In this chapter, the examples we will look at will use spatial data from the OpenStreetMap project, a Wikipedia for maps. It's a convenient data source because it's free for everyone to use and download, and it has global coverage (although the quality may vary). The OSM project itself only serves a full dump (called planet.osm), which is huge and hard to process. Luckily, third-party services offering smaller extracts exist.
At the time of writing, there were three notable services:
- Mapzen (https://mapzen.com/data/metro-extracts/) offers ready-made extracts of metropolitan areas around the world for anyone, and custom extracts for registered users.
- Geofabrik (http://download.geofabrik.de/) offers continental and country extracts. No sign-in is required.
- BBBike (http://extract.bbbike.org/) offers custom extracts of medium-sized areas (up to 24 million square kilometers or 768 MB of data). No sign-in is required, but a valid e-mail address is. As the extracts are generated on-demand, it takes a couple of minutes to generate them and give a unique URL.
For the purpose of this chapter's examples, let's pick a city or county-sized extract (so BBBike and Mapzen services are a best fit) _in _PBF _format_. This is an OSM-specific exchange format.
After downloading, the file can be imported using the ogr2ogr command-line tool:
ogr2ogr -t_srs EPSG:32633 -f PostgreSQL "PG:dbname=mastering_postgis host=localhost user=osm password=osm" planet_17.894_49.888_ef55391f.osm.pbf
Replace the database credentials and PBF file name with yours, and the EPSG code to the appropriate projection for your area of interest.

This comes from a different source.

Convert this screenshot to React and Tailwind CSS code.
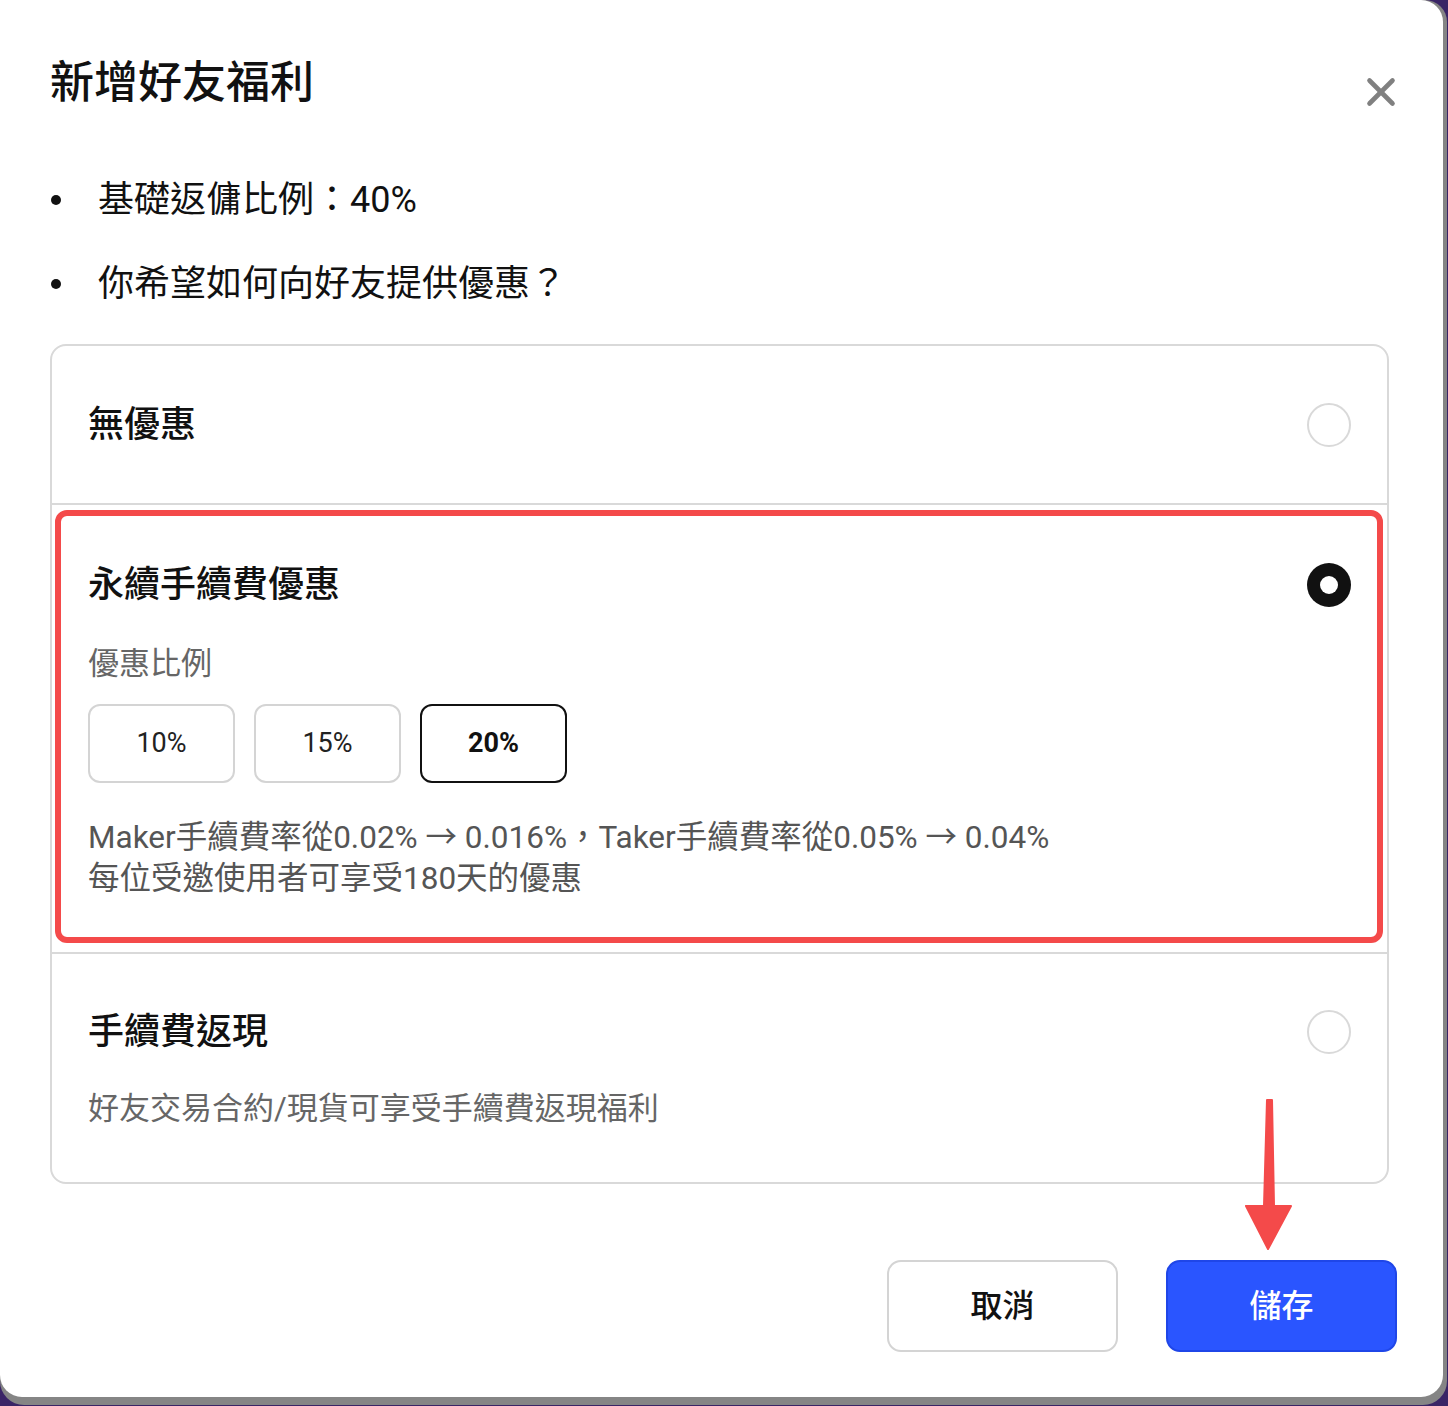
import { X } from 'lucide-react';

function Radio({ checked }) {
    if (checked) {
        return (
            <div className="w-[44px] h-[44px] rounded-full bg-[#111111] flex items-center justify-center shrink-0">
                <div className="w-[18px] h-[18px] rounded-full bg-white"></div>
            </div>
        );
    }
    return <div className="w-[44px] h-[44px] rounded-full border-2 border-[#d9d9d9] bg-white shrink-0"></div>;
}

function RateButton({ label, active }) {
    return (
        <button
            className={
                active
                    ? 'w-[147px] h-[79px] rounded-[12px] border-2 border-[#111111] text-[27px] font-bold text-[#111111] bg-white'
                    : 'w-[147px] h-[79px] rounded-[12px] border-2 border-[#d4d4d4] text-[27px] text-[#222222] bg-white'
            }
        >
            {label}
        </button>
    );
}

export default function App() {
    return (
        <div className="w-[1448px] h-[1406px] bg-[#3a2466] overflow-hidden font-['Roboto','Noto_Sans_CJK_TC',sans-serif]">
            <div className="w-[1447px] h-[1405px] bg-[#858585] rounded-tr-[22px] rounded-b-[24px]">
                <div className="relative w-[1443px] h-[1397px] bg-white rounded-tr-[22px] rounded-b-[22px] pl-[50px] pr-[46px] pt-[53px]">
                    {/* Header */}
                    <div className="flex items-start justify-between">
                        <h1 className="text-[44px] leading-[60px] font-medium text-[#111111]">新增好友福利</h1>
                        <button className="mt-[16px] mr-[-7px] text-[#808080]">
                            <X size={46} strokeWidth={2.4} />
                        </button>
                    </div>

                    {/* Bullets */}
                    <ul className="mt-[60px] flex flex-col gap-[34px] text-[36px] leading-[50px] text-[#111111]">
                        <li className="flex items-center">
                            <span className="w-[10px] h-[10px] rounded-full bg-[#111111] ml-[1px] mr-[37px]"></span>
                            基礎返傭比例：40%
                        </li>
                        <li className="flex items-center">
                            <span className="w-[10px] h-[10px] rounded-full bg-[#111111] ml-[1px] mr-[37px]"></span>
                            你希望如何向好友提供優惠？
                        </li>
                    </ul>

                    {/* Options */}
                    <div className="mt-[35px] w-[1339px] border-2 border-[#d9d9d9] rounded-[16px] flex flex-col">
                        <div className="h-[157px] px-[36px] flex items-center justify-between">
                            <span className="text-[36px] font-medium text-[#111111]">無優惠</span>
                            <Radio />
                        </div>

                        <div className="relative border-t-2 border-[#d9d9d9] px-[36px] pt-[55px] pb-[53px]">
                            <div className="flex items-center justify-between h-[50px]">
                                <span className="text-[36px] font-medium text-[#111111]">永續手續費優惠</span>
                                <Radio checked />
                            </div>
                            <div className="mt-[32px] text-[31px] leading-[44px] text-[#666666]">優惠比例</div>
                            <div className="mt-[18px] flex gap-[19px]">
                                <RateButton label="10%" />
                                <RateButton label="15%" />
                                <RateButton label="20%" active />
                            </div>
                            <div className="mt-[34px] text-[31.5px] leading-[41px] text-[#555555]">
                                <p>Maker手續費率從0.02% → 0.016%，Taker手續費率從0.05% → 0.04%</p>
                                <p>每位受邀使用者可享受180天的優惠</p>
                            </div>
                            {/* highlight annotation */}
                            <div className="absolute top-[5px] left-[3px] right-[4px] bottom-[9px] border-[6px] border-[#f44a4a] rounded-[12px] pointer-events-none"></div>
                        </div>

                        <div className="border-t-2 border-[#d9d9d9] px-[36px] pt-[53px] pb-[51px]">
                            <div className="flex items-center justify-between h-[50px]">
                                <span className="text-[36px] font-medium text-[#111111]">手續費返現</span>
                                <Radio />
                            </div>
                            <div className="mt-[30px] text-[31px] leading-[44px] text-[#666666]">好友交易合約/現貨可享受手續費返現福利</div>
                        </div>
                    </div>

                    {/* Footer */}
                    <div className="mt-[76px] flex justify-end gap-[48px]">
                        <button className="w-[231px] h-[92px] rounded-[14px] border-2 border-[#d4d4d4] bg-white text-[32px] font-medium text-[#111111]">
                            取消
                        </button>
                        <button className="w-[231px] h-[92px] rounded-[14px] border-2 border-[#1f46e8] bg-[#2a55ff] text-[32px] font-medium text-white">
                            儲存
                        </button>
                    </div>

                    {/* red arrow annotation */}
                    <svg className="absolute left-[1240px] top-[1096px] pointer-events-none" width="60" height="160" viewBox="0 0 60 160">
                        <polygon points="27,4 32,4 34,110 51,110 28,153 6,110 24,110" fill="#f44a4a" stroke="#f44a4a" strokeWidth="2" strokeLinejoin="round" />
                    </svg>
                </div>
            </div>
        </div>
    );
}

This is convenient, as ogr2ogr is widely used for spatial data conversion, but is not particularly efficient, both in terms of processing power and the disk space required. For larger, country, or continental extracts, or even a full dump, another OSM import tool such as osm2pgsql or Imposm is required. This is, however, outside of the scope of this book.
The import tool creates one table per geometry type: points, lines, MultiPolygons, and MultilLineStrings, and the columns refer to the most commonly used OSM tags.